甘利氏はこうした手法を税制で支援する考えを示し「世界中の大企業は思い切ったことをやっている。日本の大企業もできるはずだ」と語った。……》

 至言である。筆者はここで、思い切ったことをやっている「欧米」ではなく、社会インフラが未整備で社会課題も大きい「東南アジア(ASEAN)」の想像を超えたレベルに達しているデジタル産業の実態を紹介することで、甘利氏の指摘が正鵠を射ていると改めて表することにする。

 一言でいえば、現在の日本のデジタルトランスフォーメーション(DX)は東南アジアやインドなどのDXの先行者(企業)に周回遅れどころか2周以上も離されてしまっているのだ。換言すれば、日本は直ちにASEAN企業のDXパートナー(先行者)と組んでDXビジネスを加速させ、産業構造転換を加速すべきだということである。

インドネシア・GOJEKの躍進

 デジタル産業の世界には「デジタルリープフロッギング(digital leapfrogging)」という用語がある。直訳すれば「デジタル跳躍」であるが(frog=カエルから連想できる)、その意味することは一度革命的なプラットフォーマーとなった起業家が社会や企業が抱える課題を見つけ、デジタル技術を駆使して解決に導くことを(DXビジネスの)商機としてさらに急成長するということである。

 歴史の皮肉と言うか、大きな社会課題を抱える国々ではそれを逆手に取ってビジネスチャンスにして大成功を収めた好例が、ライドシェアからスタート・急拡大したインドネシアのGOJEKである。「移動と決裁」という新興国の典型的な課題をビジネス化したのだ。

 米ハーバード大学でMBA(経営学修士号)を取得した創業者のナディム・マカリム氏は2010年、母国に戻り主要都市の交通渋滞解消を目指してバイク配車サービスを始めた。弱冠26歳だった。

 GOJEKは今や100万人のドライバーを擁し、評価額78億ドル(約8700億円)の新興企業グループに成長した。注目すべきは、急速に普及したスマートフォンを利用してライドシェアから移動を軸とした生活サービス全般に進出・急成長を遂げたことである。

 本体は配車から食品・日用品配送、宅配便、引っ越し、チケット購入、医薬品配送、そして傘下のGO-PAYがモバイルウォレット、電気・ガス・水道代など支払い、ポイントサービス・集金(人間ATM)、GO- LIFEがマッサージ師・家政婦・美容師・カーメンテナンス派遣などを行っている。やはり配車サービスから出発したシンガポールのGrab(マレーシア人が創業者)もまた今ではドライバー100万人を抱え、評価額110億ドルのコングロマリットである。

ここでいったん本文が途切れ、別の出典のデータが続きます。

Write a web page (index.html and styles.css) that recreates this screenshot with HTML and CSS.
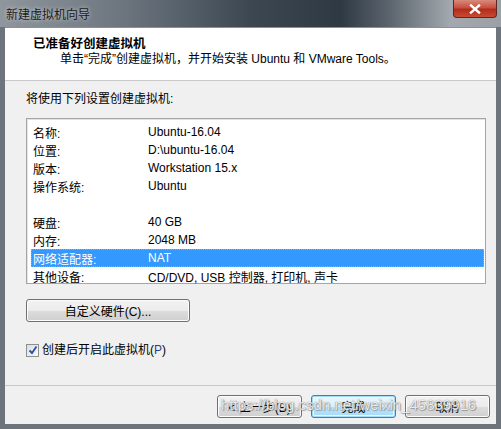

 GOJEKの凄いところは、低所得層のドライバーの銀行口座開設や零細商店の低利融資(GO- PAYデータを銀行に提供)を支援していることだ。高所得層から低所得層への再分配機能を目指しているのである。すなわち、サイバー空間で両階層を結びつけているのだ。

存在感の無さへの危機感

 実は、経済産業省(安藤久佳事務次官)は現地で進むデジタルイノベーションに日本の資金、技術、ノウハウ、事業ネットワークが投資で参画するよう我が国の経済界に強く働きかけている。というのも、中国のアリババやテンセント(騰訊)の遥かに後塵を拝する日本企業、特に製造業のDXにおいて存在感の無さに危機感を抱いているからだ。

 だからこそ、甘利氏は463兆円にも及ぶ内部留保(2018年度)を抱える我が国の大手企業を念頭に「内部留保がたまっていく企業はイノベーションが起きていない」と指摘しているのだ。同氏は10月2日も新聞各社のインタビューを受け、改めて技術革新を税制で支援すると語り、ベンチャー投資とM&Aを促している。


 日本は今、「第2の黒船」としてデジタル変革を起爆剤にした抜本的産業構造改革が求められている。実行しなければ、日本は確実に「デジタル産業後進国」に成り下がる。